Forse, come molti sostengono, i più dimenticheranno, appena potranno: la natura umana tende ad accantonare ciò che ricorda il vuoto e il silenzio.

Ma qualcuno non potrà.

Chi si misura ogni giorno con la patologia di Alzheimer che ha colpito un proprio caro, ha esplorato linguaggi e canali comunicativi impensati e sottovalutati, che hanno assunto un valore e un’efficacia prima impensabili.

C’è una comunicazione che passa imprescindibilmente attraverso le mani, un abbraccio, uno sguardo occhi negli occhi.

Con quel linguaggio non si poteva più parlare.

Per questo posso dire di aver assistito a un dolore sostanziato soprattutto di distanza.

Una distanza che differisce dalla lontananza poiché anche chi era presente, non poteva ‘dialogare’ e ‘restava fuori’. Quel vetro, quei metri che separavano i parenti dai loro cari, impedivano di entrare nella prossemica circoscritta di chi soffre di Alzheimer, lasciando soli il malato e il familiare.

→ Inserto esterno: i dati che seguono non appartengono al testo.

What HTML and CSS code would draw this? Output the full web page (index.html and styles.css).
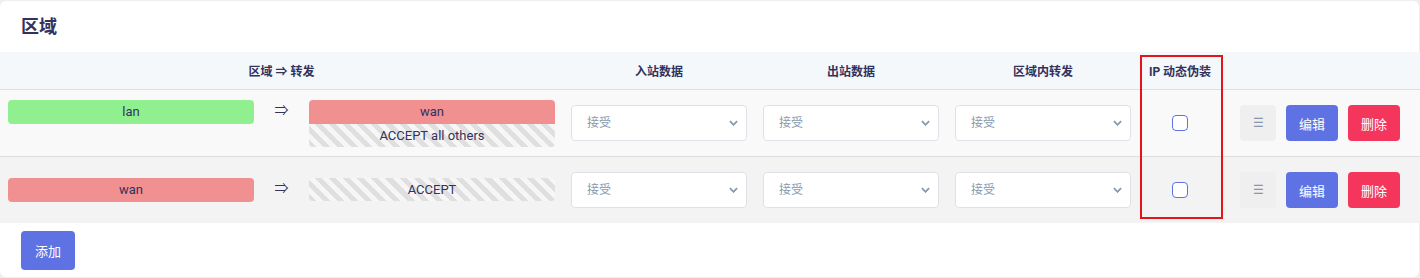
FILE: index.html
```html
<!DOCTYPE html>
<html lang="zh-CN">

<head>
    <meta charset="UTF-8">
    <meta name="viewport" content="width=device-width, initial-scale=1.0">
    <title>防火墙 - 区域</title>

    <link rel="stylesheet" href="styles.css">
</head>

<body>

    <div class="card">
        <h3 class="card-title">区域</h3>

        <div class="table-wrap">
            <table class="zones">
                <colgroup>
                    <col class="c-group">
                    <col class="c-sel">
                    <col class="c-sel">
                    <col class="c-sel">
                    <col class="c-masq">
                    <col>
                </colgroup>
                <thead>
                    <tr>
                        <th>区域 ⇒ 转发</th>
                        <th>入站数据</th>
                        <th>出站数据</th>
                        <th>区域内转发</th>
                        <th>IP 动态伪装</th>
                        <th></th>
                    </tr>
                </thead>
                <tbody>
                    <tr class="odd">
                        <td class="group">
                            <div class="fwd">
                                <div class="zone lan">lan</div>
                                <div class="arrow">⇒</div>
                                <div class="dest">
                                    <div class="zone wan top">wan</div>
                                    <div class="zone striped bottom">ACCEPT all others</div>
                                </div>
                            </div>
                        </td>
                        <td><div class="select-box"><select><option>接受</option></select><svg class="chev" viewBox="0 0 10 6"><path d="M1 1l4 4 4-4" /></svg></div></td>
                        <td><div class="select-box"><select><option>接受</option></select><svg class="chev" viewBox="0 0 10 6"><path d="M1 1l4 4 4-4" /></svg></div></td>
                        <td><div class="select-box"><select><option>接受</option></select><svg class="chev" viewBox="0 0 10 6"><path d="M1 1l4 4 4-4" /></svg></div></td>
                        <td class="center"><input type="checkbox" class="check"></td>
                        <td>
                            <div class="actions">
                                <button class="btn btn-drag">☰</button>
                                <button class="btn btn-edit">编辑</button>
                                <button class="btn btn-del">删除</button>
                            </div>
                        </td>
                    </tr>
                    <tr class="even">
                        <td class="group">
                            <div class="fwd">
                                <div class="zone wan">wan</div>
                                <div class="arrow">⇒</div>
                                <div class="dest">
                                    <div class="zone striped">ACCEPT</div>
                                </div>
                            </div>
                        </td>
                        <td><div class="select-box"><select><option>接受</option></select><svg class="chev" viewBox="0 0 10 6"><path d="M1 1l4 4 4-4" /></svg></div></td>
                        <td><div class="select-box"><select><option>接受</option></select><svg class="chev" viewBox="0 0 10 6"><path d="M1 1l4 4 4-4" /></svg></div></td>
                        <td><div class="select-box"><select><option>接受</option></select><svg class="chev" viewBox="0 0 10 6"><path d="M1 1l4 4 4-4" /></svg></div></td>
                        <td class="center"><input type="checkbox" class="check"></td>
                        <td>
                            <div class="actions">
                                <button class="btn btn-drag">☰</button>
                                <button class="btn btn-edit">编辑</button>
                                <button class="btn btn-del">删除</button>
                            </div>
                        </td>
                    </tr>
                </tbody>
            </table>

            <!-- highlight around the masquerading column -->
            <div class="highlight"></div>
        </div>

        <div class="card-foot">
            <button class="btn btn-add">添加</button>
        </div>
    </div>

</body>

</html>
```

FILE: styles.css
```css
body {
    margin: 0;
    padding: 0;
    background-color: #eeeeee;
    font-family: Roboto, "Noto Sans CJK SC", sans-serif;
    font-size: 12px;
    color: #32325d;
}

.card {
    width: 1419px;
    margin-top: 1px;
    padding-bottom: 7px;
    background-color: white;
    border-radius: 6px;
}

.card-title {
    margin: 0;
    padding: 13px 21px;
    font-size: 18px;
    line-height: 25px;
    font-weight: bold;
}

.table-wrap {
    position: relative;
}

.zones {
    width: 1420px;
    border-collapse: collapse;
    table-layout: fixed;
}

.c-group {
    width: 563px;
}

.c-sel {
    width: 192px;
}

.c-masq {
    width: 82px;
}

.zones th {
    height: 37px;
    padding: 0 8px;
    background-color: #f5f8fb;
    border-bottom: 1px solid #dcdfe3;
    font-weight: bold;
    text-align: center;
}

.zones td {
    height: 36px;
    padding: 15px 8px;
    vertical-align: middle;
}

.zones td.group {
    padding-top: 9px;
    padding-bottom: 9px;
}

.odd td {
    background-color: #f9f9f9;
    border-bottom: 1px solid #dedede;
}

.even td {
    background-color: #f3f3f3;
}

.center {
    text-align: center;
}

.fwd {
    display: flex;
    align-items: flex-start;
}

.zone {
    height: 24px;
    line-height: 24px;
    text-align: center;
    border-radius: 4px;
    font-size: 13px;
}

.fwd > .zone,
.dest {
    flex: 1;
}

.lan {
    background-color: #90f090;
}

.wan {
    background-color: #f09090;
}

.striped {
    height: 23px;
    line-height: 23px;
    background: repeating-linear-gradient(45deg, #dfdfdf, #dfdfdf 5px, #f6f6f6 5px, #f6f6f6 10px);
}

.top {
    border-radius: 4px 4px 0 0;
}

.bottom {
    border-radius: 0 0 4px 4px;
}

.arrow {
    width: 55px;
    text-align: center;
    font-size: 14px;
    line-height: 20px;
}

.select-box {
    position: relative;
}

.select-box select {
    display: block;
    width: 100%;
    height: 36px;
    padding: 0 28px 0 15px;
    appearance: none;
    background-color: white;
    border: 1px solid #dee2e6;
    border-radius: 4px;
    font-family: inherit;
    font-size: 12px;
    color: #8898aa;
}

.chev {
    position: absolute;
    right: 9px;
    top: 15px;
    width: 9px;
    height: 6px;
    fill: none;
    stroke: #8898aa;
    stroke-width: 2;
}

.check {
    appearance: none;
    display: block;
    width: 16px;
    height: 16px;
    margin: 0 auto;
    background-color: white;
    border: 1px solid #5e72e4;
    border-radius: 4px;
}

.actions {
    display: flex;
    gap: 10px;
    padding-left: 11px;
}

.btn {
    height: 36px;
    border: none;
    border-radius: 4px;
    font-family: inherit;
    font-size: 13px;
    color: white;
    cursor: pointer;
}

.btn-drag {
    width: 36px;
    background-color: #efefef;
    color: #8898aa;
    font-size: 12px;
}

.btn-edit,
.btn-del {
    width: 52px;
}

.btn-edit {
    background-color: #5e72e4;
}

.btn-del {
    background-color: #f5365c;
}

.highlight {
    position: absolute;
    left: 1140px;
    top: 3px;
    width: 79px;
    height: 160px;
    border: 2px solid #e3151b;
}

.card-foot {
    padding: 8px 21px 0;
}

.btn-add {
    width: 54px;
    height: 39px;
    background-color: #5e72e4;
}
```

Non era possibile entrare nel campo visivo del proprio caro, catturandone lo sguardo, agganciandolo e trattenendolo. Quello sguardo attraversava il vetro, ma anche ci vi era dietro, prima speranzoso, poi commosso, infine addolorato e sconfitto. Lo sguardo vagava senza posarsi. Occhi persi, occhi pieni di lacrime, occhi fiduciosi e poi delusi. Occhi pazienti e amorevoli.

Non era possibile stringere in un abbraccio un corpo che lo aspetta, trasferendogli calore, né accarezzare un volto che a quel tocco si accende. Non si poteva porgere il cibo, massaggiare le mani – magari con la crema dal profumo di una vita – sistemare i capelli.

Assistere impotente a questa necessaria prudenza, tanto protettiva, quanto dolorosa mi ha fatto riflettere su come l’assenza di contatto, di ‘quel’ contatto, rendesse soli malati e familiari.

Una solitudine che non aveva alternative, né c’era il modo per cercarne, inventarne, e che ha reso mute le persone, interrompendo un dialogo speciale.

La frustrazione di dover recidere quel filo, per garantire la tutela e la sicurezza, ha suscitato in me un sentimento conflittuale che mi ha fatta riflettere: la consapevolezza della grande responsabilità che ci investiva e il dolore provocato da quelle solitudini e mi sono domandata se davvero abbiamo fatto il possibile per coniugare queste esigenze all’apparenza opposte: sembra innaturale che per proteggere si debba distanziare.